──────── Data segment

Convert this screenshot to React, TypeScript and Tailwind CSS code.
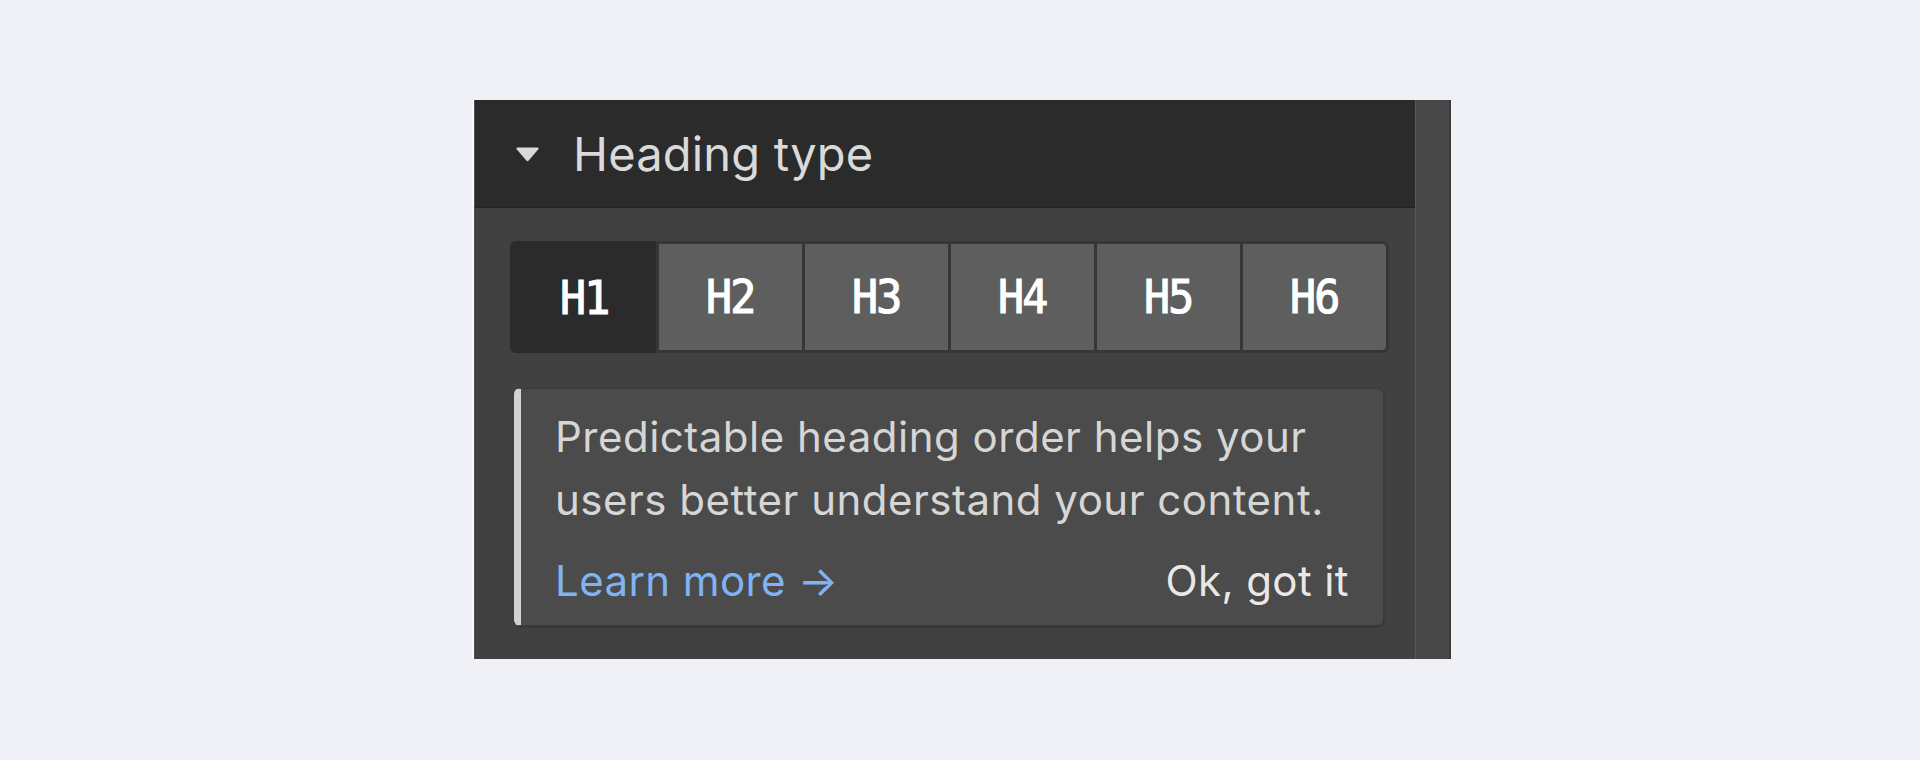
import React from "react";

const headings = ["H1", "H2", "H3", "H4", "H5", "H6"];

export default function App() {
  return (
    <div className="min-h-[760px] w-full bg-[#f0f1f7] pl-[472px] pt-[100px]" style={{ fontFamily: "Inter, 'Noto Sans', sans-serif" }}>
      <div className="flex h-[559px] w-[979px] border-l-2 border-l-[#f9f9fb]">
        <div className="flex w-[941px] flex-col border-l border-l-[#505050] bg-[#414141]">
          <div className="flex h-[108px] shrink-0 items-center border-b border-b-[#232323] bg-[#2b2b2b] pl-[40px]">
            <svg width="25" height="16" viewBox="0 0 25 16" className="shrink-0">
              <path d="M2.5 1.5 L22.5 1.5 Q24.5 1.5 23.3 3.2 L13.7 14.6 Q12.5 16 11.3 14.6 L1.7 3.2 Q0.5 1.5 2.5 1.5 Z" fill="#d9d9d9" />
            </svg>
            <span className="ml-[33px] text-[47px] leading-none tracking-[0.2px] text-[#dadada]">Heading type</span>
          </div>
          <div className="flex flex-col pl-[35px] pr-[26px] pt-[33px]">
            <div className="flex h-[112px] gap-[3px] rounded-[6px] bg-[#363636] p-[3px]">
              {headings.map((h, i) => (
                <div
                  key={h}
                  className={
                    i === 0
                      ? "-my-[3px] -ml-[3px] flex flex-1 items-center justify-center rounded-l-[6px] bg-[#2b2b2b] pb-[2px] pl-[3px] pt-[3px]"
                      : i === 5
                      ? "flex flex-1 items-center justify-center rounded-r-[4px] bg-[#5e5e5e] pb-[2px]"
                      : "flex flex-1 items-center justify-center bg-[#5e5e5e] pb-[2px]"
                  }
                >
                  <span
                    className="text-[47px] font-normal leading-none tracking-[-2px] text-white [-webkit-text-stroke:1.2px_#ffffff]"
                    style={{ fontFamily: "'DejaVu Sans Mono', monospace", transform: "scaleX(0.92)" }}
                  >
                    {h}
                  </span>
                </div>
              ))}
            </div>
            <div className="ml-[4px] mr-[5px] mt-[35px] flex h-[238px] flex-col rounded-[6px] border border-[#3a3a3a] border-l-[7px] border-l-[#d2d2d2] bg-[#4b4b4b] pl-[34px] pr-[34px] pt-[16px] shadow-[0_1px_2px_rgba(0,0,0,0.25)]">
              <p className="text-[42px] leading-[63px] tracking-[0.5px] text-[#d6d6d6]">
                Predictable heading order helps your users better understand your content.
              </p>
              <div className="mt-[18px] flex items-center justify-between text-[42px] leading-[63px] tracking-[0.4px]">
                <span className="text-[#80b3f4]">Learn more →</span>
                <span className="text-[#e8e8e8]">Ok, got it</span>
              </div>
            </div>
          </div>
        </div>
        <div className="w-[36px] border-l border-l-[#585858] border-r-2 border-r-[#3a3a3a] bg-[#474747]" />
      </div>
    </div>
  );
}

────────────────

Short problem - Your copy of the data above should match it exactly, except that pictures are left out.

The solution -
Convert this screenshot to React, TypeScript and Tailwind CSS code.
import React from "react";

const headings = ["H1", "H2", "H3", "H4", "H5", "H6"];

export default function App() {
  return (
    <div className="min-h-[760px] w-full bg-[#f0f1f7] pl-[472px] pt-[100px]" style={{ fontFamily: "Inter, 'Noto Sans', sans-serif" }}>
      <div className="flex h-[559px] w-[979px] border-l-2 border-l-[#f9f9fb]">
        <div className="flex w-[941px] flex-col border-l border-l-[#505050] bg-[#414141]">
          <div className="flex h-[108px] shrink-0 items-center border-b border-b-[#232323] bg-[#2b2b2b] pl-[40px]">
            <svg width="25" height="16" viewBox="0 0 25 16" className="shrink-0">
              <path d="M2.5 1.5 L22.5 1.5 Q24.5 1.5 23.3 3.2 L13.7 14.6 Q12.5 16 11.3 14.6 L1.7 3.2 Q0.5 1.5 2.5 1.5 Z" fill="#d9d9d9" />
            </svg>
            <span className="ml-[33px] text-[47px] leading-none tracking-[0.2px] text-[#dadada]">Heading type</span>
          </div>
          <div className="flex flex-col pl-[35px] pr-[26px] pt-[33px]">
            <div className="flex h-[112px] gap-[3px] rounded-[6px] bg-[#363636] p-[3px]">
              {headings.map((h, i) => (
                <div
                  key={h}
                  className={
                    i === 0
                      ? "-my-[3px] -ml-[3px] flex flex-1 items-center justify-center rounded-l-[6px] bg-[#2b2b2b] pb-[2px] pl-[3px] pt-[3px]"
                      : i === 5
                      ? "flex flex-1 items-center justify-center rounded-r-[4px] bg-[#5e5e5e] pb-[2px]"
                      : "flex flex-1 items-center justify-center bg-[#5e5e5e] pb-[2px]"
                  }
                >
                  <span
                    className="text-[47px] font-normal leading-none tracking-[-2px] text-white [-webkit-text-stroke:1.2px_#ffffff]"
                    style={{ fontFamily: "'DejaVu Sans Mono', monospace", transform: "scaleX(0.92)" }}
                  >
                    {h}
                  </span>
                </div>
              ))}
            </div>
            <div className="ml-[4px] mr-[5px] mt-[35px] flex h-[238px] flex-col rounded-[6px] border border-[#3a3a3a] border-l-[7px] border-l-[#d2d2d2] bg-[#4b4b4b] pl-[34px] pr-[34px] pt-[16px] shadow-[0_1px_2px_rgba(0,0,0,0.25)]">
              <p className="text-[42px] leading-[63px] tracking-[0.5px] text-[#d6d6d6]">
                Predictable heading order helps your users better understand your content.
              </p>
              <div className="mt-[18px] flex items-center justify-between text-[42px] leading-[63px] tracking-[0.4px]">
                <span className="text-[#80b3f4]">Learn more →</span>
                <span className="text-[#e8e8e8]">Ok, got it</span>
              </div>
            </div>
          </div>
        </div>
        <div className="w-[36px] border-l border-l-[#585858] border-r-2 border-r-[#3a3a3a] bg-[#474747]" />
      </div>
    </div>
  );
}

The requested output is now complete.